* EXERCISE INPUT *
#####

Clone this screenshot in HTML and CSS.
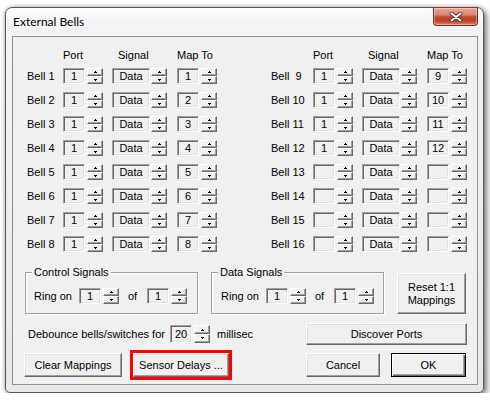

#####

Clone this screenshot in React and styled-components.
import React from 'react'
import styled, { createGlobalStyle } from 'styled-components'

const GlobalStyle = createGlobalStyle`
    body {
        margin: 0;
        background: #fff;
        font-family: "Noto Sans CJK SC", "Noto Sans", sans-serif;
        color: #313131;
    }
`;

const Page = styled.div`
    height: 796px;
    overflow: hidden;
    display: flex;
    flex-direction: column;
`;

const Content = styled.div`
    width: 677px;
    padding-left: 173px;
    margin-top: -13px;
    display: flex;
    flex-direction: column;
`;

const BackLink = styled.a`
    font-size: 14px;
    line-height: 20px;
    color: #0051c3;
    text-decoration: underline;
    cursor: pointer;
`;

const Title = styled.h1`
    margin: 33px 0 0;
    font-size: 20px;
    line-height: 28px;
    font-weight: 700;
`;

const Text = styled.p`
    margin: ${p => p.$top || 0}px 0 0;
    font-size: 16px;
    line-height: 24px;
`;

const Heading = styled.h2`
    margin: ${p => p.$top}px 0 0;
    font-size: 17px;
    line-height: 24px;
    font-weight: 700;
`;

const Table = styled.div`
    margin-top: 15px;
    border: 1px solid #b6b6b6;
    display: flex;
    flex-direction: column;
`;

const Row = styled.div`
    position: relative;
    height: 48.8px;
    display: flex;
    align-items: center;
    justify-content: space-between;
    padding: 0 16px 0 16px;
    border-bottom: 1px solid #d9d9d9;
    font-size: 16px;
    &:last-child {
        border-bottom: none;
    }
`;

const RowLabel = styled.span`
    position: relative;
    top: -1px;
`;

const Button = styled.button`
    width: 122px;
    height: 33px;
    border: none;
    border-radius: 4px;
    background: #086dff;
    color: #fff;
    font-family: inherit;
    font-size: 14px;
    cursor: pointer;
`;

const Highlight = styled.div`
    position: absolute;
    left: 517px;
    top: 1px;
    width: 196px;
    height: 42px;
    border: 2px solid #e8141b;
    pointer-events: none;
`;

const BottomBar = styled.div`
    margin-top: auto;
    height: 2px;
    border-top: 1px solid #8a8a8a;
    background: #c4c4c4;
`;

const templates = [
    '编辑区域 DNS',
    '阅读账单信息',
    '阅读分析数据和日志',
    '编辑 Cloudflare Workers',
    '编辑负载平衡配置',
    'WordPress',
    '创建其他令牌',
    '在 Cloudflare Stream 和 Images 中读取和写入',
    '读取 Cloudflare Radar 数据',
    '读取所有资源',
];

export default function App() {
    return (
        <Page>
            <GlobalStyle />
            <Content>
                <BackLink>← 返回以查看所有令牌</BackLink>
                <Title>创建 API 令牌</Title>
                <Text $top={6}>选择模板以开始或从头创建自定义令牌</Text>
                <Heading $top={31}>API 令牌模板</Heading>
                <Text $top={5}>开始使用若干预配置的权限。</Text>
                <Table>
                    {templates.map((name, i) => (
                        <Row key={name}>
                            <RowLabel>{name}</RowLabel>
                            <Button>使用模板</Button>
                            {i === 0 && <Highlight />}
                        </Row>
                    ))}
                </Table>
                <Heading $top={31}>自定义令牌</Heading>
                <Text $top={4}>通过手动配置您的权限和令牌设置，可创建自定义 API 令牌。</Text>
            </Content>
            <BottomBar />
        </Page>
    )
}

#####

* EXERCISE *
Tally up the lines of the listing containing the word "this". Give only the total.

* EXERCISE OUTPUT *
2